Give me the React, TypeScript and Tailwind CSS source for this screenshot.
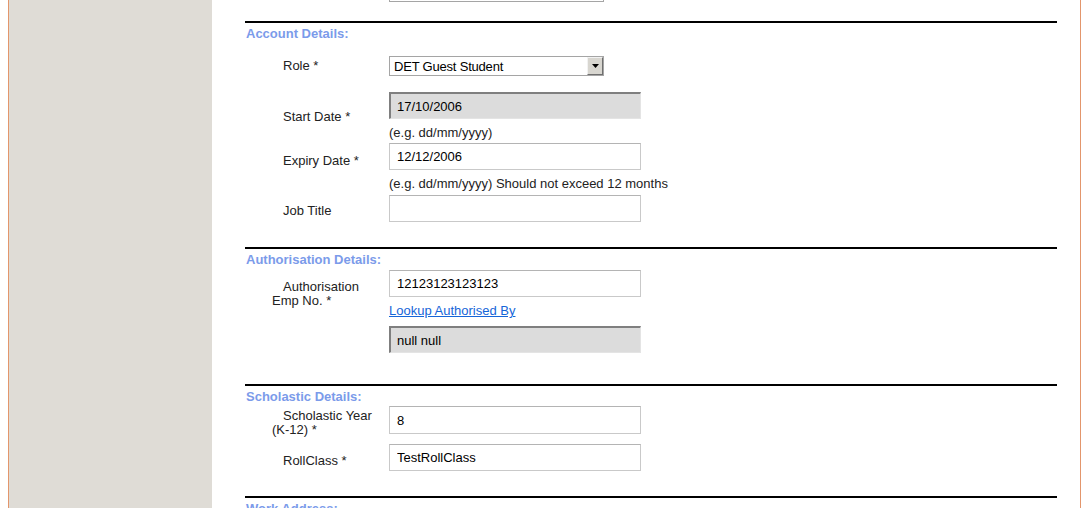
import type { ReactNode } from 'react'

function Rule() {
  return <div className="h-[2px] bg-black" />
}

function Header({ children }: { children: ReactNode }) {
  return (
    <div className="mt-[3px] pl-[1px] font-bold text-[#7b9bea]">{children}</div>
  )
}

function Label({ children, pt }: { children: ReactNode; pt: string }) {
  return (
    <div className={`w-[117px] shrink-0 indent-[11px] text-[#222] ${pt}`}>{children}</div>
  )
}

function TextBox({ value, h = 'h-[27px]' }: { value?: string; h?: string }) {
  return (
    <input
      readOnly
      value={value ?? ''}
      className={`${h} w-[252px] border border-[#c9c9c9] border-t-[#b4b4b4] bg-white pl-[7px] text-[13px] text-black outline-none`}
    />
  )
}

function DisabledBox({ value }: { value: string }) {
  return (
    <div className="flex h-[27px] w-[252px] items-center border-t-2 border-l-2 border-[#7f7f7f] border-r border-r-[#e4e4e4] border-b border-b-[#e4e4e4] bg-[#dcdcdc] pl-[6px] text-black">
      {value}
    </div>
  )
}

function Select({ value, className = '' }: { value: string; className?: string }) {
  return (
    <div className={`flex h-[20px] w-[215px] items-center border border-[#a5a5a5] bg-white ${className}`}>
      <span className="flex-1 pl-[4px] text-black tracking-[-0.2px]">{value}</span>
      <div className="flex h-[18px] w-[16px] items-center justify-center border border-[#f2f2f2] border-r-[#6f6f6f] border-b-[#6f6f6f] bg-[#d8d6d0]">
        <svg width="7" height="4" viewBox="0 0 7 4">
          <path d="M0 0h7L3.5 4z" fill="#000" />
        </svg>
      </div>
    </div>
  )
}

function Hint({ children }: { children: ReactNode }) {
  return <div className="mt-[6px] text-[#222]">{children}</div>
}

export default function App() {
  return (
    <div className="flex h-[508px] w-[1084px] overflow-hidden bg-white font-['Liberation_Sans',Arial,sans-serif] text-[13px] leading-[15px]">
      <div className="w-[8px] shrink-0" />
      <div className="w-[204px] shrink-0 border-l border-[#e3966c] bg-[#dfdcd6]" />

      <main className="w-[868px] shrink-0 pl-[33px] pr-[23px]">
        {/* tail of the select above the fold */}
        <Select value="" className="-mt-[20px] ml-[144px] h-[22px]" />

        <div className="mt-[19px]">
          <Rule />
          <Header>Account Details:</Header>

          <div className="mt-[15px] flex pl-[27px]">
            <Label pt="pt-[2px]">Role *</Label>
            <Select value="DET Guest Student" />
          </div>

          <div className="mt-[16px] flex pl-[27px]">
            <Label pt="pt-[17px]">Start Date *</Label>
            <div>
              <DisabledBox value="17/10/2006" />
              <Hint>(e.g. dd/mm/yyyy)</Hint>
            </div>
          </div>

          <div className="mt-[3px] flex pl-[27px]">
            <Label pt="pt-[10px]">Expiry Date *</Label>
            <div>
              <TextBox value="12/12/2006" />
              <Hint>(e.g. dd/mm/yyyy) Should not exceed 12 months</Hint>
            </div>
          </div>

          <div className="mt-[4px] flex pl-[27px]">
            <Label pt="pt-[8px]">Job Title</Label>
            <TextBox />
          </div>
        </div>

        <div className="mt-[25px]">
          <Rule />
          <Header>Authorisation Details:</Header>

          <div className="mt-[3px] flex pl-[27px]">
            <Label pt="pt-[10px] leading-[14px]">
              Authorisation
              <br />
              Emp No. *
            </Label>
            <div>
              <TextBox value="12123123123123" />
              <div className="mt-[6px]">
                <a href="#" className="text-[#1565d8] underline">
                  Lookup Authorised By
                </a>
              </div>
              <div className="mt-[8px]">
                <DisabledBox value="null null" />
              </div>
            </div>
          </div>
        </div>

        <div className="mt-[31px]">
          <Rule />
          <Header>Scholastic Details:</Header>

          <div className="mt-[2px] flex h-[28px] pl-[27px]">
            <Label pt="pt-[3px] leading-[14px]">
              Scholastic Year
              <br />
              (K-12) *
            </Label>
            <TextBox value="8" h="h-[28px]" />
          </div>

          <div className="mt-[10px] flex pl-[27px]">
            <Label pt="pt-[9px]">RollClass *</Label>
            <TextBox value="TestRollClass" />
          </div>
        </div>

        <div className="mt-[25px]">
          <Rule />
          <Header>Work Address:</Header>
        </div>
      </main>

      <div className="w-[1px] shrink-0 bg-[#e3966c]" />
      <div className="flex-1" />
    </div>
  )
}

---

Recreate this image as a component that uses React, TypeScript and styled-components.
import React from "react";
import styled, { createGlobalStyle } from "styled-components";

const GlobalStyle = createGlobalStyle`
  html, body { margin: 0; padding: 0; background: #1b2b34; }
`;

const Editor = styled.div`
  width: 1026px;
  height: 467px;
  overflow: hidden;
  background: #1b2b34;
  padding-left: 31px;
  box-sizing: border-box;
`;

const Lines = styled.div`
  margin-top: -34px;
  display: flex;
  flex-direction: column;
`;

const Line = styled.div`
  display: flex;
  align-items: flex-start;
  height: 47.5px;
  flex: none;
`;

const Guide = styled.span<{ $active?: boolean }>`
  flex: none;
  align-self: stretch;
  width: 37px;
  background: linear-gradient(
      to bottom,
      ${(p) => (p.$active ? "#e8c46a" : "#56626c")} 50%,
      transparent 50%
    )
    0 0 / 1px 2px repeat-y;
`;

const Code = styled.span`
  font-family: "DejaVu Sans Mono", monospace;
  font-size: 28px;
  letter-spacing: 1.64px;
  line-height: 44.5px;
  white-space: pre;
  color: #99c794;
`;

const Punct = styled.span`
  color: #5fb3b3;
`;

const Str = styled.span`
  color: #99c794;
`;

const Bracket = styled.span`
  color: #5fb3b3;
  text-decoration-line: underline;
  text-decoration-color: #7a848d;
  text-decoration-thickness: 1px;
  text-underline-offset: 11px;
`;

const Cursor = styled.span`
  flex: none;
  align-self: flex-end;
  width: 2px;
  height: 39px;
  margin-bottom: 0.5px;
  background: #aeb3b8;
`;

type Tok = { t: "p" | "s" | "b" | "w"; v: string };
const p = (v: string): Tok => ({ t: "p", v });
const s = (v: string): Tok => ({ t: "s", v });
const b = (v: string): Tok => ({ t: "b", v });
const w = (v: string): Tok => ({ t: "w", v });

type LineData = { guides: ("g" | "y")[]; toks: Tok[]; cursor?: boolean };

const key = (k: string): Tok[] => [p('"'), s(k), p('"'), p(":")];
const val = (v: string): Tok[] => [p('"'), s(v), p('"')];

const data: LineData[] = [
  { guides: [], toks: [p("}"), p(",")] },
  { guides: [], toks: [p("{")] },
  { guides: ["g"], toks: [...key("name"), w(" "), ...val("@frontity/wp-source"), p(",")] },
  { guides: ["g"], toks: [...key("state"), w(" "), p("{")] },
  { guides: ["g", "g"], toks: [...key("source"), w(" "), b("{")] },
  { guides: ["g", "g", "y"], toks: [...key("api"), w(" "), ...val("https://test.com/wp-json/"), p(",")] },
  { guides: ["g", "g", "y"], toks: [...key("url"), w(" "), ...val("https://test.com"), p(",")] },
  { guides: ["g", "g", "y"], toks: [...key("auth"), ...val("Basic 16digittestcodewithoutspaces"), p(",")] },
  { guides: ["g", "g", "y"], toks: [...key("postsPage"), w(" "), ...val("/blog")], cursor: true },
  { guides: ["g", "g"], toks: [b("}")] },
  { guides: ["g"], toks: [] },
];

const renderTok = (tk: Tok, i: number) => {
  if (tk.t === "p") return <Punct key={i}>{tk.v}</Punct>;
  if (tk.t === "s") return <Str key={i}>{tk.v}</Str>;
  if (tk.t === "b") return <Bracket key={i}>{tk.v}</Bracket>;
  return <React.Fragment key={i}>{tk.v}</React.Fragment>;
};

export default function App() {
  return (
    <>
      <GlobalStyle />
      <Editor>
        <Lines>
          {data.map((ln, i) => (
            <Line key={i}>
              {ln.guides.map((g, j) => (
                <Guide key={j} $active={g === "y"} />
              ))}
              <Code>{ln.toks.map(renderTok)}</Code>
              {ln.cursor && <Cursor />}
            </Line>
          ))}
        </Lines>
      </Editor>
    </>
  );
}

Objective => All lines above from the one containing "Give me the" through the one containing "shrink-0 border-l border-[#e3966c]" are to be quoted exactly, and only those; pictures are left out.

Answer to this exercise =>
Give me the React, TypeScript and Tailwind CSS source for this screenshot.
import type { ReactNode } from 'react'

function Rule() {
  return <div className="h-[2px] bg-black" />
}

function Header({ children }: { children: ReactNode }) {
  return (
    <div className="mt-[3px] pl-[1px] font-bold text-[#7b9bea]">{children}</div>
  )
}

function Label({ children, pt }: { children: ReactNode; pt: string }) {
  return (
    <div className={`w-[117px] shrink-0 indent-[11px] text-[#222] ${pt}`}>{children}</div>
  )
}

function TextBox({ value, h = 'h-[27px]' }: { value?: string; h?: string }) {
  return (
    <input
      readOnly
      value={value ?? ''}
      className={`${h} w-[252px] border border-[#c9c9c9] border-t-[#b4b4b4] bg-white pl-[7px] text-[13px] text-black outline-none`}
    />
  )
}

function DisabledBox({ value }: { value: string }) {
  return (
    <div className="flex h-[27px] w-[252px] items-center border-t-2 border-l-2 border-[#7f7f7f] border-r border-r-[#e4e4e4] border-b border-b-[#e4e4e4] bg-[#dcdcdc] pl-[6px] text-black">
      {value}
    </div>
  )
}

function Select({ value, className = '' }: { value: string; className?: string }) {
  return (
    <div className={`flex h-[20px] w-[215px] items-center border border-[#a5a5a5] bg-white ${className}`}>
      <span className="flex-1 pl-[4px] text-black tracking-[-0.2px]">{value}</span>
      <div className="flex h-[18px] w-[16px] items-center justify-center border border-[#f2f2f2] border-r-[#6f6f6f] border-b-[#6f6f6f] bg-[#d8d6d0]">
        <svg width="7" height="4" viewBox="0 0 7 4">
          <path d="M0 0h7L3.5 4z" fill="#000" />
        </svg>
      </div>
    </div>
  )
}

function Hint({ children }: { children: ReactNode }) {
  return <div className="mt-[6px] text-[#222]">{children}</div>
}

export default function App() {
  return (
    <div className="flex h-[508px] w-[1084px] overflow-hidden bg-white font-['Liberation_Sans',Arial,sans-serif] text-[13px] leading-[15px]">
      <div className="w-[8px] shrink-0" />
      <div className="w-[204px] shrink-0 border-l border-[#e3966c] bg-[#dfdcd6]" />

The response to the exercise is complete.